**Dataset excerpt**
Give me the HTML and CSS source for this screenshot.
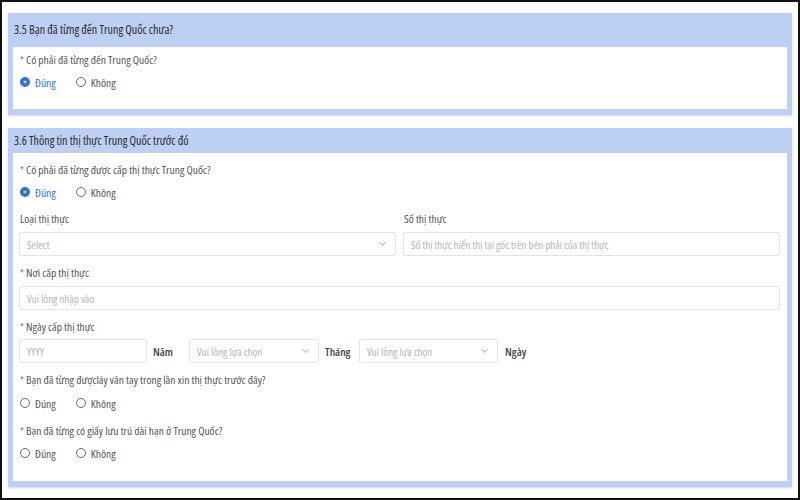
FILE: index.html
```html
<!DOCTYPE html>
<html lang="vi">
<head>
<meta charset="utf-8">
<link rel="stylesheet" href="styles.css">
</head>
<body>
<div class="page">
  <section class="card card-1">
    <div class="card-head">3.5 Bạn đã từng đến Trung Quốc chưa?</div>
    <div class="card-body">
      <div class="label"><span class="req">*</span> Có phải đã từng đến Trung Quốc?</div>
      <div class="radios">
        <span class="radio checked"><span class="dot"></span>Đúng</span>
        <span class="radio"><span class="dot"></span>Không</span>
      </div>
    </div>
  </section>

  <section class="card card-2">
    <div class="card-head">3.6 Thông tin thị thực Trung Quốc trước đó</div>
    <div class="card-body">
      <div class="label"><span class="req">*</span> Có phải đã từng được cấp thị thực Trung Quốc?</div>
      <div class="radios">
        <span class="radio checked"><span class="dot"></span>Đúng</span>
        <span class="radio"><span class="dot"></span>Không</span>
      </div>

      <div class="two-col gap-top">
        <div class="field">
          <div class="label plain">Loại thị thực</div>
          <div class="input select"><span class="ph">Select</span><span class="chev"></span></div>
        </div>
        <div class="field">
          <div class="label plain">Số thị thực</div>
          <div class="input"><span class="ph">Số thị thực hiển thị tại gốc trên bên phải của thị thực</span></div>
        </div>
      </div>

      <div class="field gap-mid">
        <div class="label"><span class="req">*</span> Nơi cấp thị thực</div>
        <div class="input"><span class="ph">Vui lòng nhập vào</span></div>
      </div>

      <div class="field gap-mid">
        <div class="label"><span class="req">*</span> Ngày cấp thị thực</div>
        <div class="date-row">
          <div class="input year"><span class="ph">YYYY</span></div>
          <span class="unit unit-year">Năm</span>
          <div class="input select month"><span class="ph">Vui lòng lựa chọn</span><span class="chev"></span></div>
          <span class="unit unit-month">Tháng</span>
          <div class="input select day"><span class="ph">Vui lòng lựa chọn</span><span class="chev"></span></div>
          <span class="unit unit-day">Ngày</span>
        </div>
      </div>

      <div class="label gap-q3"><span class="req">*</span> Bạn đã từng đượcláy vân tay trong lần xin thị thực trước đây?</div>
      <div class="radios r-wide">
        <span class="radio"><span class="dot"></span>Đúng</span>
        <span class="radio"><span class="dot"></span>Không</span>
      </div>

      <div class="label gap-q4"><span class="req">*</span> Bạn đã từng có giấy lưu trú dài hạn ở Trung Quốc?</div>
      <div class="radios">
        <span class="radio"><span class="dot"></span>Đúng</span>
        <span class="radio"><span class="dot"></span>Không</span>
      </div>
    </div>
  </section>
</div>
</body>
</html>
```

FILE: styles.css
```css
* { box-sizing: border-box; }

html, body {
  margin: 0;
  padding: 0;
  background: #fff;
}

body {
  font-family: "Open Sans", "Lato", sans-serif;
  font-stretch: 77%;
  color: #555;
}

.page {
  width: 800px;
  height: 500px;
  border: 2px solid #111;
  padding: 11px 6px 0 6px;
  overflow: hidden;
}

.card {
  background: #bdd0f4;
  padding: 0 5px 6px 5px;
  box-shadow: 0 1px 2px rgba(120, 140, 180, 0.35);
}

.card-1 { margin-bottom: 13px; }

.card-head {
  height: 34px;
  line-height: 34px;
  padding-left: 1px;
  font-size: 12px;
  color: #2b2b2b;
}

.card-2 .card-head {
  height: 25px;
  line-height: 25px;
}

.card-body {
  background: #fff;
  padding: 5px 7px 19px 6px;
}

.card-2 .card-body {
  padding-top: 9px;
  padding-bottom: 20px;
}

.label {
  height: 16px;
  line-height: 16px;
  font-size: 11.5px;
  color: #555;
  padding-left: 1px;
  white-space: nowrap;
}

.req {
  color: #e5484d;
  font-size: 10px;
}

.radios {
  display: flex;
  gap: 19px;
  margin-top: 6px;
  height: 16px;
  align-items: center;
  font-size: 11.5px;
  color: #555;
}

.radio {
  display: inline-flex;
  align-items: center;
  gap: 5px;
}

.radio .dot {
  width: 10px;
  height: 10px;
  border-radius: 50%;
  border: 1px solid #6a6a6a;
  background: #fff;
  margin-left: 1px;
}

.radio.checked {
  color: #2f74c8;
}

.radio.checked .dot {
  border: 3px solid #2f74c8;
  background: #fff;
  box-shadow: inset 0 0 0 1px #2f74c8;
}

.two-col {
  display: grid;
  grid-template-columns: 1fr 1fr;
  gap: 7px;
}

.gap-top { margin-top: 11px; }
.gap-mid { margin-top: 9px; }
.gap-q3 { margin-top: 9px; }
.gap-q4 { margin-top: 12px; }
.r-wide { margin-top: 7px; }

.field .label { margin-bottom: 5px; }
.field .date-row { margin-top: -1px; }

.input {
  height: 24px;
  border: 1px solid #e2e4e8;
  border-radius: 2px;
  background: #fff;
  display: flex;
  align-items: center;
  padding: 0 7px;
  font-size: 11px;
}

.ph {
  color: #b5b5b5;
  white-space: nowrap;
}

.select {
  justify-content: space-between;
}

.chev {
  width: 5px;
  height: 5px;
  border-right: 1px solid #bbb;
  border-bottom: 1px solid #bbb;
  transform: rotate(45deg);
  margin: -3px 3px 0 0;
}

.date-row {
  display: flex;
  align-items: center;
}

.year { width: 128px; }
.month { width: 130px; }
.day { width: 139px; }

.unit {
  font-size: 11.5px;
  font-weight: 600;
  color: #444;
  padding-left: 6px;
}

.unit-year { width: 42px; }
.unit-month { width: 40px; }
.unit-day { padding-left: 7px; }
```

---

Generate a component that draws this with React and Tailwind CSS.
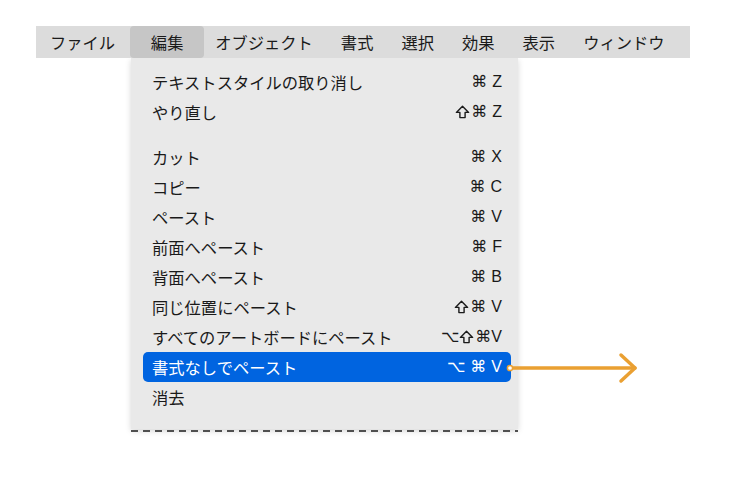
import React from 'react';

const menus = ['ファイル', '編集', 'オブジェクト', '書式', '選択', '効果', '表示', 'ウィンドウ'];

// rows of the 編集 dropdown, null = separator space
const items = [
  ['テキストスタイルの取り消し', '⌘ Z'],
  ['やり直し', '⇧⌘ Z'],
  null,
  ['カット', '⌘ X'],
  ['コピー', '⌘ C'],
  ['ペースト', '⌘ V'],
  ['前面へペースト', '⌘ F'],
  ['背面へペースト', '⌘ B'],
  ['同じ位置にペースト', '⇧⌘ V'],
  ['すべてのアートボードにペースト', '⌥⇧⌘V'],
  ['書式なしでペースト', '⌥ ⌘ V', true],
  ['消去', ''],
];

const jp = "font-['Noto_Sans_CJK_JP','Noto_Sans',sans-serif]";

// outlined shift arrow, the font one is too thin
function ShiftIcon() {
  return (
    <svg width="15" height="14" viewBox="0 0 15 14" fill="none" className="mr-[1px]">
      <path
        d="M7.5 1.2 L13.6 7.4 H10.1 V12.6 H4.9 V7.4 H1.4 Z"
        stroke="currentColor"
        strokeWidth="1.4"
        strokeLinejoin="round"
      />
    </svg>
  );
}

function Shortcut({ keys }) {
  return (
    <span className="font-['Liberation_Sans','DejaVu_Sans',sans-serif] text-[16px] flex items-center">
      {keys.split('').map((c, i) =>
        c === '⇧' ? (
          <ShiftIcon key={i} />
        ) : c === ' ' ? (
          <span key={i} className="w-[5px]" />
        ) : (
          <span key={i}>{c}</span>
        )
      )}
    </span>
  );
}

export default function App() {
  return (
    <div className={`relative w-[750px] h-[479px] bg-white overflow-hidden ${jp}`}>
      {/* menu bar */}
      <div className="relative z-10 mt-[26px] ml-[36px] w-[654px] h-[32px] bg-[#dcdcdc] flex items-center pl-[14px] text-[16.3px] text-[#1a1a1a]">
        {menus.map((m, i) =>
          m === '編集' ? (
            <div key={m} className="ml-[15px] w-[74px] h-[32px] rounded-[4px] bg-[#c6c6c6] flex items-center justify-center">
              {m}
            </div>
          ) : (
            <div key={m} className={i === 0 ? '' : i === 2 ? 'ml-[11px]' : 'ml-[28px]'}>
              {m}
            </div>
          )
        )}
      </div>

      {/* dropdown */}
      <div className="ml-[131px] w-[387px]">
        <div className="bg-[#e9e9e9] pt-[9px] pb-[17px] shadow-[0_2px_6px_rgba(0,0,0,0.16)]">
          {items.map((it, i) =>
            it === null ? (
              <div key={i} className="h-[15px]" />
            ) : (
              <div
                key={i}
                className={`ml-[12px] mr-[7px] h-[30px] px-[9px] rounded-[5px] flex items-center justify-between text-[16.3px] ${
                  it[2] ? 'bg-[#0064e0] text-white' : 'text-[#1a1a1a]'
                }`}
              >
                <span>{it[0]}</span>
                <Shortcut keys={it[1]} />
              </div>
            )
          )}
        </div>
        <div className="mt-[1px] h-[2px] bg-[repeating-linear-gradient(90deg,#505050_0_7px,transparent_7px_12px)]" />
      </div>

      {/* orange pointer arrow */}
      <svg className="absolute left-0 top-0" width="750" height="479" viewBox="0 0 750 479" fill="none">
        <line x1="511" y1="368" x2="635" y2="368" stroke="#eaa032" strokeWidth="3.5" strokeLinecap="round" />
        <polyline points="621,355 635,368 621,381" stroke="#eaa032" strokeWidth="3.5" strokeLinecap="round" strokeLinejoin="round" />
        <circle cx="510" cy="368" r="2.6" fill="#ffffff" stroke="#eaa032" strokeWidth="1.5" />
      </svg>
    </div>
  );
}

**Task prompt**
Copy out exactly the material that runs from the line with "Generate a component" to the line with "['ファイル', '編集', 'オブジェクト', '書式', '選択', '効果', '表示', 'ウィンドウ'];", ends included, and leave the pictures behind.

**Exercise output**
Generate a component that draws this with React and Tailwind CSS.
import React from 'react';

const menus = ['ファイル', '編集', 'オブジェクト', '書式', '選択', '効果', '表示', 'ウィンドウ'];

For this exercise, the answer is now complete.